* **DATASET EXCERPTS**:
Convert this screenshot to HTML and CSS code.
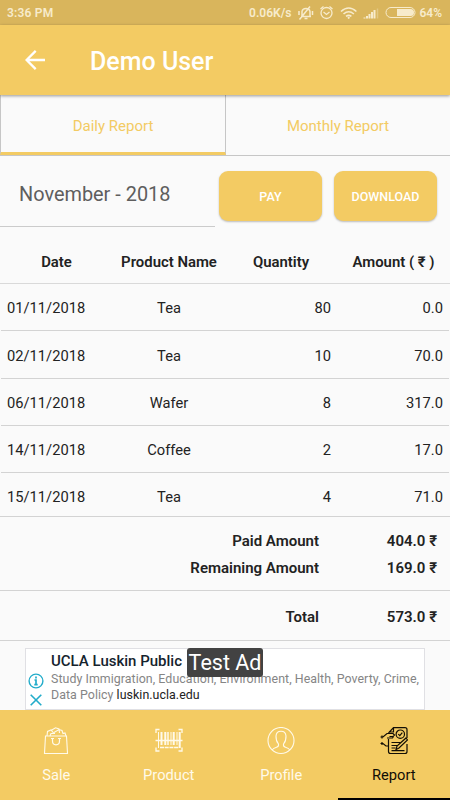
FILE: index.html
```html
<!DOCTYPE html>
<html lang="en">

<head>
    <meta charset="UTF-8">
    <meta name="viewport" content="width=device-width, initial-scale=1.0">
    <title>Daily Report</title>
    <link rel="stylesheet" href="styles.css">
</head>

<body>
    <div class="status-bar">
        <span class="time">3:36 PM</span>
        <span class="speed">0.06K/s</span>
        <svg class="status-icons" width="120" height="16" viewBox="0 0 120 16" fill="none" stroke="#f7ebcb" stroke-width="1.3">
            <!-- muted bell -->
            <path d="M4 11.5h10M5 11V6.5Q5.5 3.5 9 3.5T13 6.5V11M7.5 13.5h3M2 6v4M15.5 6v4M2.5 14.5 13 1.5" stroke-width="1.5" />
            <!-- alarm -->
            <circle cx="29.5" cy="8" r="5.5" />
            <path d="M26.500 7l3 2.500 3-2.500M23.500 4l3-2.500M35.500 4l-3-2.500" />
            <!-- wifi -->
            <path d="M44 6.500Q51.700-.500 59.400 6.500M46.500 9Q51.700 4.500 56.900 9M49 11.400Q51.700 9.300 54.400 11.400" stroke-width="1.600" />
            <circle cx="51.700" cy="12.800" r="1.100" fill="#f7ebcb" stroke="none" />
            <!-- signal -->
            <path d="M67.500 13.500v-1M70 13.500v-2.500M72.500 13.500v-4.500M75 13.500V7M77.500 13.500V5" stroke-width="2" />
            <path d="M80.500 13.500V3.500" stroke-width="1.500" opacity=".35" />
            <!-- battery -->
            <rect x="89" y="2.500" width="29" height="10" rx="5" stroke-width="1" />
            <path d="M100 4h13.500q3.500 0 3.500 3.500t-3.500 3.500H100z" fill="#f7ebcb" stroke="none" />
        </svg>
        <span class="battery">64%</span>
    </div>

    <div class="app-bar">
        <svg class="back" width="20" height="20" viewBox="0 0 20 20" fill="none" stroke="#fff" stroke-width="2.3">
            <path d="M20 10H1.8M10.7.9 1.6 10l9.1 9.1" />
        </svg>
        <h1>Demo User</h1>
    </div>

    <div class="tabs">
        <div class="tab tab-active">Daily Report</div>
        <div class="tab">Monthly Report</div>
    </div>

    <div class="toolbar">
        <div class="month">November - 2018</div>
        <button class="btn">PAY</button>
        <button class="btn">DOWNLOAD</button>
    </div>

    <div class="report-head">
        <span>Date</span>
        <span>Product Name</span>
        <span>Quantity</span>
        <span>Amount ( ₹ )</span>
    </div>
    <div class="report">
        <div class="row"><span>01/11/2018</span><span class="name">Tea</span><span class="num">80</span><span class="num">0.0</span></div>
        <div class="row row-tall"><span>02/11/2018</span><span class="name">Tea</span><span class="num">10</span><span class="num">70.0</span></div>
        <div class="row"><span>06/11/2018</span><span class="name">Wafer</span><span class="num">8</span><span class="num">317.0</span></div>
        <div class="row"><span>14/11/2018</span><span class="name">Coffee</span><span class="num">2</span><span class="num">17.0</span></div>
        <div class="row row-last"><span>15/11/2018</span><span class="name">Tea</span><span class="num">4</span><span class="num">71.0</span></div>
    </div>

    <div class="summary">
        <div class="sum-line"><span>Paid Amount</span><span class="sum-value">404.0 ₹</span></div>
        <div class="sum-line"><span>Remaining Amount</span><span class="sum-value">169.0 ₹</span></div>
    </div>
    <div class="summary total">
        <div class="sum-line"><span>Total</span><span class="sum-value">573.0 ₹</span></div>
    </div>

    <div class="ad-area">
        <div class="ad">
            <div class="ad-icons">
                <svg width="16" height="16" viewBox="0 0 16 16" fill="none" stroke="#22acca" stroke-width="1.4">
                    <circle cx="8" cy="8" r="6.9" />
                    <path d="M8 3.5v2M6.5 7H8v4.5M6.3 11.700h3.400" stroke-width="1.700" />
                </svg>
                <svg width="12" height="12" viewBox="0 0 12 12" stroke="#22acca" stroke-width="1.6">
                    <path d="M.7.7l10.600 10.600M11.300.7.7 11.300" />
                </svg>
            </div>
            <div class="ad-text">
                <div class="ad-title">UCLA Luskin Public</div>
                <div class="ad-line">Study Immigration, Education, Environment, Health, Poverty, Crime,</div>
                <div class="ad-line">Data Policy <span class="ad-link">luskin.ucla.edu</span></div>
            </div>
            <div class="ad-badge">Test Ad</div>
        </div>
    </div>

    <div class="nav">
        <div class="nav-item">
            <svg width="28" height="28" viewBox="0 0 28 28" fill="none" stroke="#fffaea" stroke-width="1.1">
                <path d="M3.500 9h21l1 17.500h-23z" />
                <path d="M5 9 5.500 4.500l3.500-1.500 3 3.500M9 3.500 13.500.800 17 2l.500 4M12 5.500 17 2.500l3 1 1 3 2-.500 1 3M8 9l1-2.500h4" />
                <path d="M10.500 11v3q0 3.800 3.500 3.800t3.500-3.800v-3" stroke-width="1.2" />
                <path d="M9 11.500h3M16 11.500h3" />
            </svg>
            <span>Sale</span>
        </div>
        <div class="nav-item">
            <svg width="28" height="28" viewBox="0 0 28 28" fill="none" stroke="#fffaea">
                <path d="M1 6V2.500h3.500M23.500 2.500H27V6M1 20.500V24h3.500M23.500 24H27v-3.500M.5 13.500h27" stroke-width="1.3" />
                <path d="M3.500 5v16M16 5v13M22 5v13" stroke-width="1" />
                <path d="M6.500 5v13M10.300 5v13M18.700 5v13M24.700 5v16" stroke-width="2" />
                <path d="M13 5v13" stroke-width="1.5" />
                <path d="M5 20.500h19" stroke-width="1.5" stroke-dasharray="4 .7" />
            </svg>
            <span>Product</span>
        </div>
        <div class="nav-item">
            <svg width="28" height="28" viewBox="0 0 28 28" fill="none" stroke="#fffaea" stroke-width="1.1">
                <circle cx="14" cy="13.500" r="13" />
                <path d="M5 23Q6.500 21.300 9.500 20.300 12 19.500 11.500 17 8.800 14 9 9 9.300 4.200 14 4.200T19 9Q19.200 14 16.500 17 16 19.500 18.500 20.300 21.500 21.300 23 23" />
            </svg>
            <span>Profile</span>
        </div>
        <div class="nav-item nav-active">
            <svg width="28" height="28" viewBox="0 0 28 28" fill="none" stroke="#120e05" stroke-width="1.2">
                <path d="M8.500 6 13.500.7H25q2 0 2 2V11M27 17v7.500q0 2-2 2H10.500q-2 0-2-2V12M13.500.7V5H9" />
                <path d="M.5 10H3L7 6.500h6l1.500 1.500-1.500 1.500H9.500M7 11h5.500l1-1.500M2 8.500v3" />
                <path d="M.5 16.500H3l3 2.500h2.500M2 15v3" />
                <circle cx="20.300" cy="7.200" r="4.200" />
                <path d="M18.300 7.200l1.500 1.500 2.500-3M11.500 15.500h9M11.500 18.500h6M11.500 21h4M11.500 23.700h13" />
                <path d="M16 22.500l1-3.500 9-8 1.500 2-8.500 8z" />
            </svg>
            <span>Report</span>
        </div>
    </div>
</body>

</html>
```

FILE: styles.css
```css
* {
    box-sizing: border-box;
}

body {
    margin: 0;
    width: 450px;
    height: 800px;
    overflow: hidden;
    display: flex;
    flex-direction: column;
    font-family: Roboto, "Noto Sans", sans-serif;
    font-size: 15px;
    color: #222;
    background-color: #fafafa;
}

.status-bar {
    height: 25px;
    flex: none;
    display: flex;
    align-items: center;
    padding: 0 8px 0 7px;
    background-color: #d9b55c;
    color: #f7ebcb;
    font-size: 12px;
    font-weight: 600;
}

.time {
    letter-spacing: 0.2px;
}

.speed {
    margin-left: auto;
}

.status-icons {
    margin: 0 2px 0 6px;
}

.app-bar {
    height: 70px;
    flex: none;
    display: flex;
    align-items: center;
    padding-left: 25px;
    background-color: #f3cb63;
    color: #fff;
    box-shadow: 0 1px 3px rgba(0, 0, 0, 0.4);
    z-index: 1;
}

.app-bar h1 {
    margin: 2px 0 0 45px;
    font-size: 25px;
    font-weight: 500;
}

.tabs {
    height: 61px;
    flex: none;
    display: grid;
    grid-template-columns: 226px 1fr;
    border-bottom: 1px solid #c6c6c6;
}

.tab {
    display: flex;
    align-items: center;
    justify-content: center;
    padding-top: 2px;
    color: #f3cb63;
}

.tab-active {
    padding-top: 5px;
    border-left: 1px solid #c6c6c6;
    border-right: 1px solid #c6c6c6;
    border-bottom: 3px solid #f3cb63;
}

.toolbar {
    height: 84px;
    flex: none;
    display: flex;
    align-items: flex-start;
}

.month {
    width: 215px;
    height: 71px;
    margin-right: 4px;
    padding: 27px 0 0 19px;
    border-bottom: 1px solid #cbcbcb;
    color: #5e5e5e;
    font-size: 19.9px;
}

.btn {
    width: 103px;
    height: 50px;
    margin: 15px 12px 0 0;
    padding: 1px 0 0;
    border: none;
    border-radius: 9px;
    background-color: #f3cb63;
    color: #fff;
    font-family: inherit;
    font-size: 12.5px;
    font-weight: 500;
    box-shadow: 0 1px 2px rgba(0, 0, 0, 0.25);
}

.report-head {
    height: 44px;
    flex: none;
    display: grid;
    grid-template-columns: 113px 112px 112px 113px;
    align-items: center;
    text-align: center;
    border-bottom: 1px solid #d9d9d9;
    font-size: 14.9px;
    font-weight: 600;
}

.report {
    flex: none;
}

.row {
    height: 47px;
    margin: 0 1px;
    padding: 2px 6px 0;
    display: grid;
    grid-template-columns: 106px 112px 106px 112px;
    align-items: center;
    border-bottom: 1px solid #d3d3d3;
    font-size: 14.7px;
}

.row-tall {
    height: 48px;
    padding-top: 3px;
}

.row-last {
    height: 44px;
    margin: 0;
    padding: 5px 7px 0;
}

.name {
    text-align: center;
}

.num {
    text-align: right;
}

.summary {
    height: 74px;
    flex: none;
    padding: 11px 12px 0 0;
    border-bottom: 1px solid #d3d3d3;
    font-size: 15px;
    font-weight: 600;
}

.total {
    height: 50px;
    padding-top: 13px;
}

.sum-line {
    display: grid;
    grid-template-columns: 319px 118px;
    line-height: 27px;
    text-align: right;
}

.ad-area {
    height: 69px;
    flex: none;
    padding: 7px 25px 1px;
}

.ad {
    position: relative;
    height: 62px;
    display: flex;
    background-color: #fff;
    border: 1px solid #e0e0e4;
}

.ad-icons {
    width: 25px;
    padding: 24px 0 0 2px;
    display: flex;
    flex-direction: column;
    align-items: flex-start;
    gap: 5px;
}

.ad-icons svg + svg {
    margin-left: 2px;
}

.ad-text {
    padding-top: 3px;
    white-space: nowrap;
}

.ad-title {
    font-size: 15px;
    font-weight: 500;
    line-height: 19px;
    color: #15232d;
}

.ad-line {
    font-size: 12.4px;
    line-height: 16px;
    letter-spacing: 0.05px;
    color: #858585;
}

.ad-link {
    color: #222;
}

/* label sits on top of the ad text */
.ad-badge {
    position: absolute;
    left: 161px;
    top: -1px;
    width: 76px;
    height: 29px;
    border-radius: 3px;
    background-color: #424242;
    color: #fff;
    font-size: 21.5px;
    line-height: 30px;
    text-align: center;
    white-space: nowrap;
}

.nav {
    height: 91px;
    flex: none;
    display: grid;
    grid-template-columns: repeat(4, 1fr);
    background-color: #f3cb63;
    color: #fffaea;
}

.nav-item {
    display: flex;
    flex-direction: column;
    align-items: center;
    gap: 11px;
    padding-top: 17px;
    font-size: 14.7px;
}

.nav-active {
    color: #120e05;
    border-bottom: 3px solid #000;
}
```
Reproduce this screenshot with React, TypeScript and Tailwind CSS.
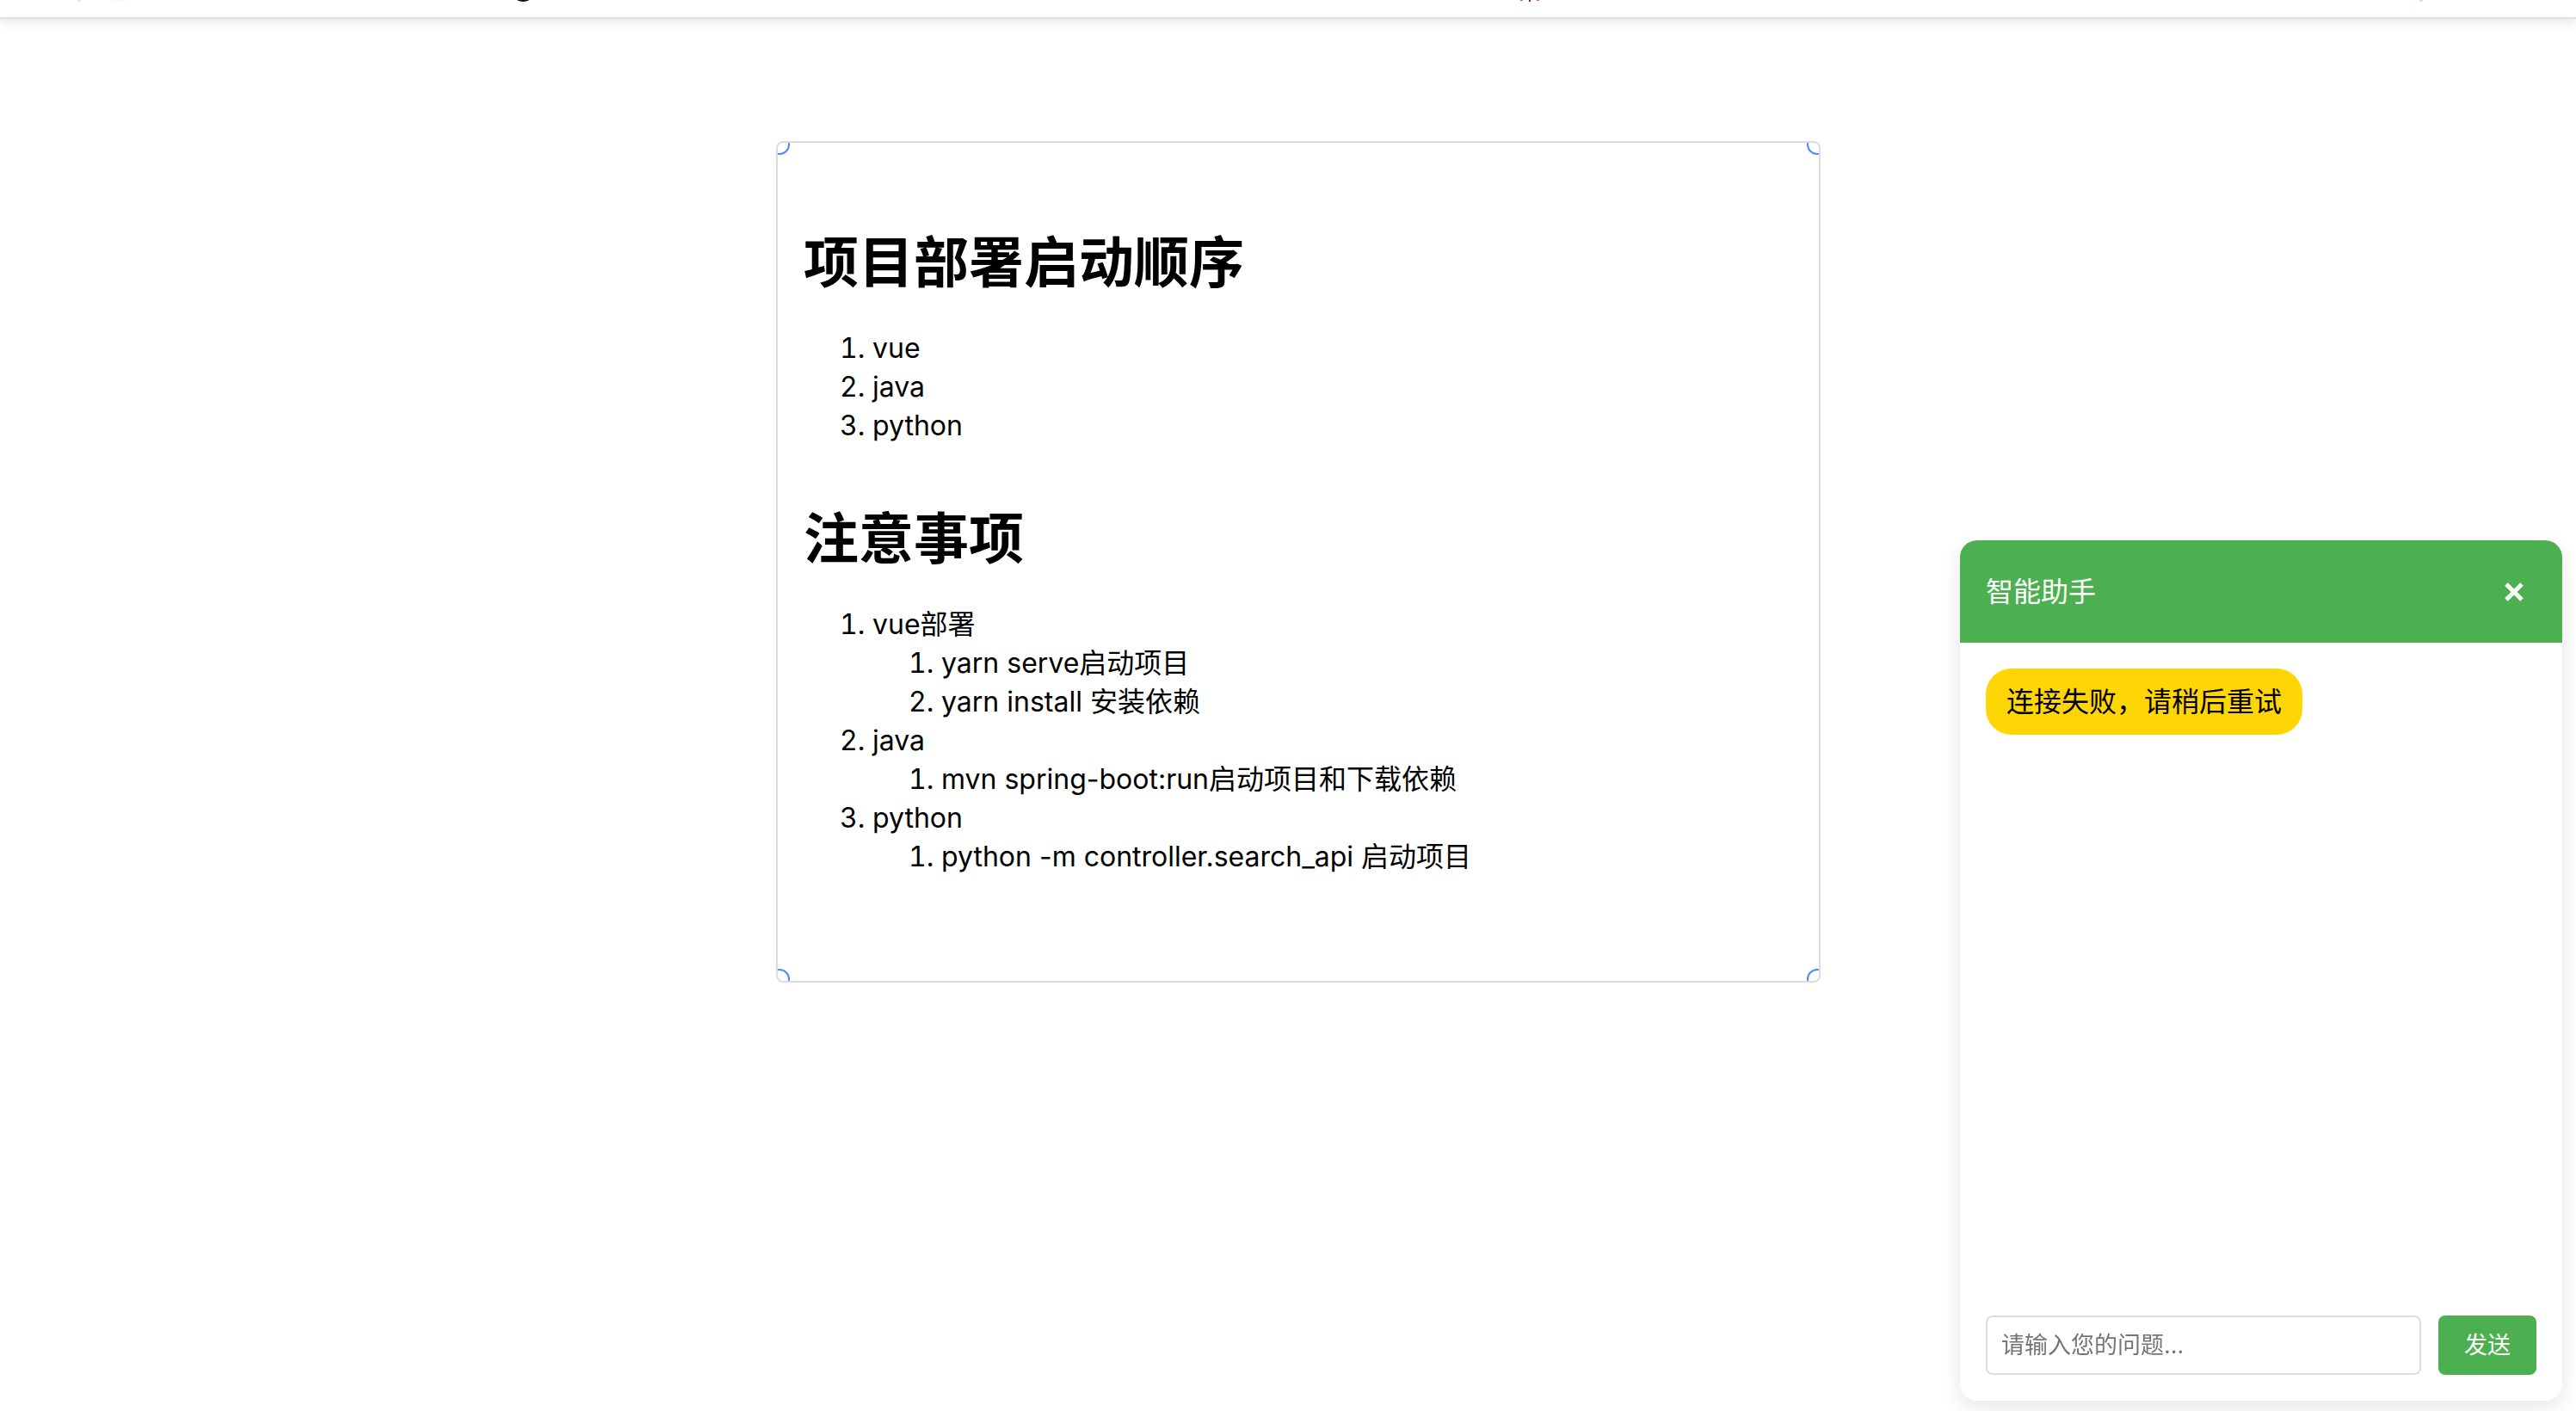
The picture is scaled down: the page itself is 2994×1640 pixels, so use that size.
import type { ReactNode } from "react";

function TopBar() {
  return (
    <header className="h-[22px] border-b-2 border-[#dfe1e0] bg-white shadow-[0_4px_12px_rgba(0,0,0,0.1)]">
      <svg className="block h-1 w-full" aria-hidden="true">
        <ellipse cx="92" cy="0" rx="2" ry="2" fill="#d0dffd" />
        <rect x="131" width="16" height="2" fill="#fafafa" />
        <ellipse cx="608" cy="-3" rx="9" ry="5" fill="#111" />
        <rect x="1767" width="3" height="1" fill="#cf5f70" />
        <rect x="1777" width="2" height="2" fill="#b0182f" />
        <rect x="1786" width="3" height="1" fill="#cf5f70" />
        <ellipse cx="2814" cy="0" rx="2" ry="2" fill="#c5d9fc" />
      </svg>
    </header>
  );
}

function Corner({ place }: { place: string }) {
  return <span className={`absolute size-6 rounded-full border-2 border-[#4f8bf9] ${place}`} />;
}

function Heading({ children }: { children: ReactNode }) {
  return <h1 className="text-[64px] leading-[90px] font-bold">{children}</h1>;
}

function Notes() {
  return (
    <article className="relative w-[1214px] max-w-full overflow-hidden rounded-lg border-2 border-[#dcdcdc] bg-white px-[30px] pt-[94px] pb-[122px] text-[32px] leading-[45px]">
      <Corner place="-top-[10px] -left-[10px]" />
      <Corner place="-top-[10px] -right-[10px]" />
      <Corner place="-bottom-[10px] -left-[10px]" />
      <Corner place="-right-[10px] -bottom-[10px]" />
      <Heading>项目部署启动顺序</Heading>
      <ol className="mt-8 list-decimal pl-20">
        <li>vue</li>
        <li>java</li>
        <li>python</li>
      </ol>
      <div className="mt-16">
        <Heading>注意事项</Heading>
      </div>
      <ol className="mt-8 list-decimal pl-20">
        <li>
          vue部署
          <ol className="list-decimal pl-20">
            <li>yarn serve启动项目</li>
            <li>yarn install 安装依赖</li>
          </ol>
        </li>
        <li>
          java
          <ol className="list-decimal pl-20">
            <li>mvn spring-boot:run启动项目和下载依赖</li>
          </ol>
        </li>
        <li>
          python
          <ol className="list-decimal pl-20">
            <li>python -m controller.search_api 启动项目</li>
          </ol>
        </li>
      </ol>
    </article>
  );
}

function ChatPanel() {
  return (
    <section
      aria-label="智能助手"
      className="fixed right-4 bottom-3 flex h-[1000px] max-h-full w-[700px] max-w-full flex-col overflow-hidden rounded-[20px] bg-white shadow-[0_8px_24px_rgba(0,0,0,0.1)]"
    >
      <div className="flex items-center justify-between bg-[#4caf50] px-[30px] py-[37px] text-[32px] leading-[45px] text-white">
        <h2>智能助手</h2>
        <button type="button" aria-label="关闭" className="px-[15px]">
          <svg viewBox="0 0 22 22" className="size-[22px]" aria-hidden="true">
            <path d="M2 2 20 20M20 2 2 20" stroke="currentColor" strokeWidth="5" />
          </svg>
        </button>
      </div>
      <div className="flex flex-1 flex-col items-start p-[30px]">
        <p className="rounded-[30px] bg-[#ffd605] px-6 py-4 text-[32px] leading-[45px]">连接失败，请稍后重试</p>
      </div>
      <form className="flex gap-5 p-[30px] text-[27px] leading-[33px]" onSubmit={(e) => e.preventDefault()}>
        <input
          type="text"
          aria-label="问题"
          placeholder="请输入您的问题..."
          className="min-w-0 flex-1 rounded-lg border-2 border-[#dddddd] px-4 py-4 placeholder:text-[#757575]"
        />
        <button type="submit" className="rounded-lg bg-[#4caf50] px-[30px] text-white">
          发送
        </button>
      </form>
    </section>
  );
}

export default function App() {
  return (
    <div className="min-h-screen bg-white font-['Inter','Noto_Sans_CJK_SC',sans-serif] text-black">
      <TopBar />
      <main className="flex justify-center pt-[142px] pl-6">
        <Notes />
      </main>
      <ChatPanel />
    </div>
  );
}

* **TASK GOAL**: Of the lines in the entries above, how many include "this"? Only the number should be given.

* **FINISHED EXERCISE**: 2